By Carol Gee
"Dems have upper hand on national security," was the headline from about a week ago at Politico.com. Written by Martin Kady II, this piece made me realize that I had probably better not give up on getting usable material from this website. (I had been getting discouraged, as my regular readers know, by what seemed like a Republican bias). The story begins with this amazing assertion which I quote:
By most accounts, Democrats should be feeling confident about winning the hearts and minds of voters when it comes to national security.
Whether it’s the Bush administration’s controversial surveillance tactics, interrogation techniques, the Blackwater security scandal or the stalemate in Iraq, Democrats have an easy message to sell voters: “We’re not them.”
For the first time since Sept. 11, 2001, polls show that Republicans have lost their historic advantage on which party Americans trust on national security.
And yet, there are these strong feelings of unease with this so-called good news still swirling in my head. That is because there are too many Democrats I cannot trust to make the right national security decisions. For example, Senator Hillary Clinton's vote on the matter of designating Iran's Republican Guards as a terrorist organization is still a puzzlement to many of us. And Senator Jay Rockefeller's support is shameful, for giving retroactive immunity to the supine telecom companies who for years helped (and still help) the administration illegally and secretly spy on Americans.

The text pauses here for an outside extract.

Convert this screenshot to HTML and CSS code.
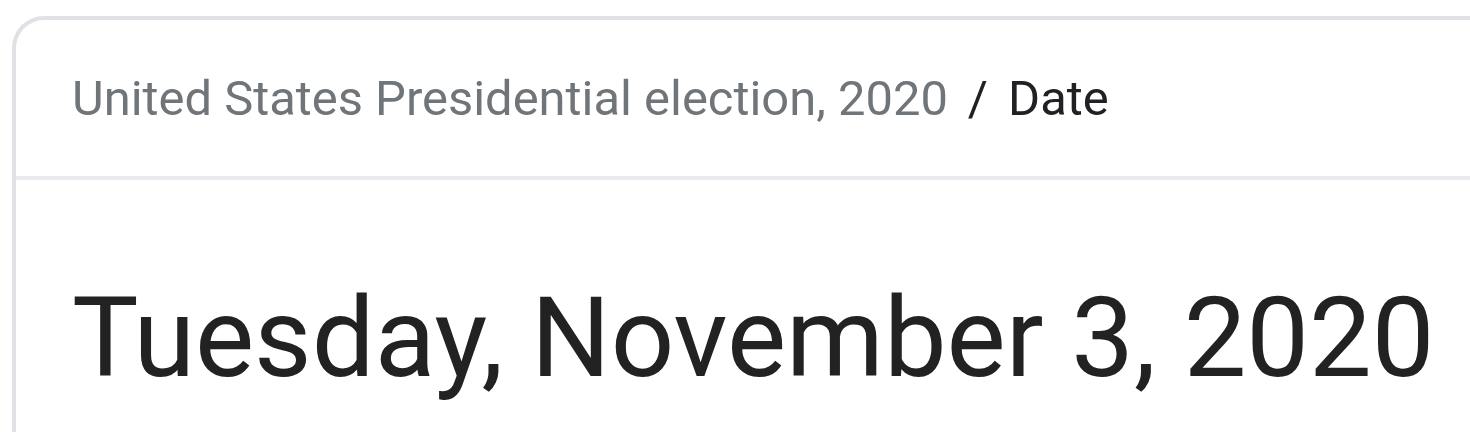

And I discovered the other source of my feelings of unease in a Tomgram, titled "The Bureaucracy, the March, and the War - American Disengagement," by Tom Engelhardt. He wrote this absolutely wonderful and thoughtful piece on the recent protest marches against the Iraq war. It is related to the beginning of this post, in my opinion, in the following ways based on his ideas which I emphasize. I quote, a bit more extensively than I normally do:
. . . over the years, unlike in the Vietnam era, the demonstrations shrank, and somehow the anxiety, the anger -- though it remained suspended somewhere in the American ether -- stopped manifesting itself so publicly, even as the war went on and on. Or put another way, perhaps the anger went deeper and turned inward, like a scouring agent. Perhaps it went all the way into what was left of an American belief system, into despair about the unresponsiveness of the government -- with paralyzing effect. As another potentially more disastrous war with Iran edges into sight, the response has been limited largely to what might be called the professional demonstrators. The surge of hope, of visual creativity, of spontaneous interaction, of the urge to turn out, that arose in those prewar demonstrations now seemed so long gone, replaced by a far more powerful sense that nothing anyone could do mattered in the least.

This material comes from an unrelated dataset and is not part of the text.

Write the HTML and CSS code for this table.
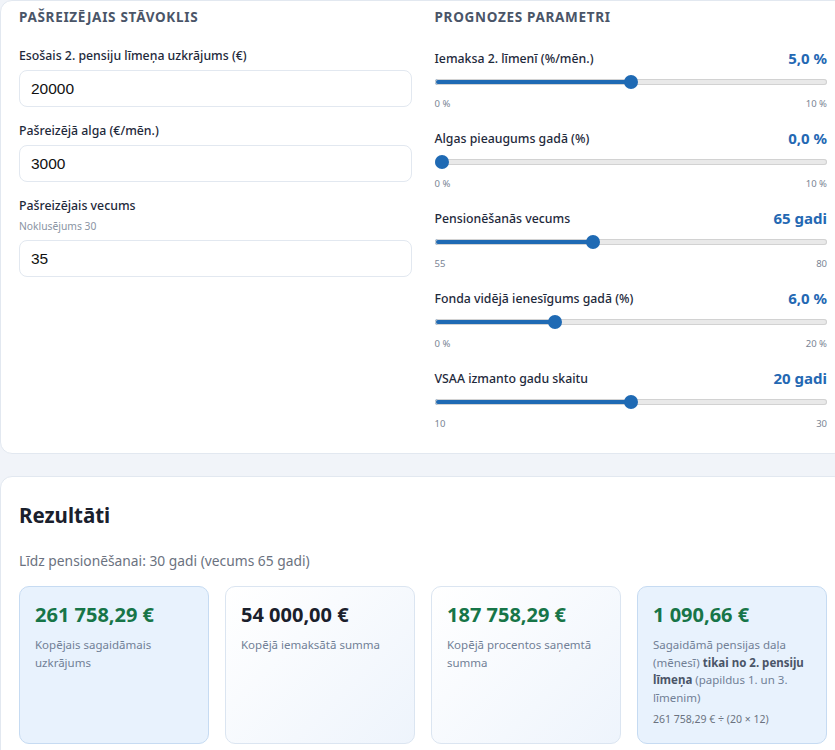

. . . Here's the strange thing: As we all know, the Washington Consensus -- Democrats as well as Republicans, in Congress as in the Oval Office -– has been settling ever deeper into the Iraqi imperial project. As a town, official Washington, it seems, has come to terms with a post-surge occupation strategy that will give new meaning to what, in the days after the 2003 invasion, quickly came to be known as the Q-word (for the Vietnam-era "quagmire").
. . . Meanwhile, the American people -- having formed their own Iraq Study Group as early as 2005 -- have moved in another direction entirely. On this, the opinion polls have been, and remain (as Mueller suggested they would), unanimous. When Americans are asked how the President is handling the war in Iraq, disapproval figures run 67% to 26% in the most recent CBS News poll; 68% to 30% in the ABC News/Washington Post poll; and, according to CNN's pollsters, opposition to the war itself runs at a 65% to 34% clip. As for "staying" some course in Iraq to 2013 or beyond, that CBS News poll, typically, has 45% of Americans wanting all troops out in "less than a year" and 72% in "one to two years" -- in other words, not by the end of, but the beginning of, the next presidential term in office. (The ABC News/Washington Post poll indicates, among other things, that, by 55% to 40%, Americans feel the Democrats in Congress have not gone "far enough in opposing the war in Iraq"; and that they want Congress to rein in the administration's soaring, off-the-books war financing requests.)
. . . The fact is: Attending a march like Saturday's is still, for me, something like an ingrained civic habit, like.... gulp.... voting, which I can't imagine not doing -- even when it has little meaning to me -- or keeping informed by reading a newspaper daily in print (something that, it seems, just about no one under 25 does any more). These are the habits of a lifetime and they don't disappear quickly. But when they're gone, or if they don't make it to the next generation intact, it's hard, if not impossible, to get them back.
Thus, the story about Americans' willingness to trust Democrats with national security, is tinged with bitter irony for me. Is it good news that Congress is willing to spend obscene amounts of money on making war? Do American liberals believe their expressed opinions can change the minds of Democrats? Is it a good thing for Democrats to reach consensus with Republicans on matters of giving up our civil liberties? Have Progressive young people given up on the government, letting a small minority of their peers do the fighting in the Middle East? Have older Progressives gotten cynical and bitter, turned off and no longer committed to doing their civic duty?
I hope the answer to all these questions is a "no." But I am not so sure. What do you think?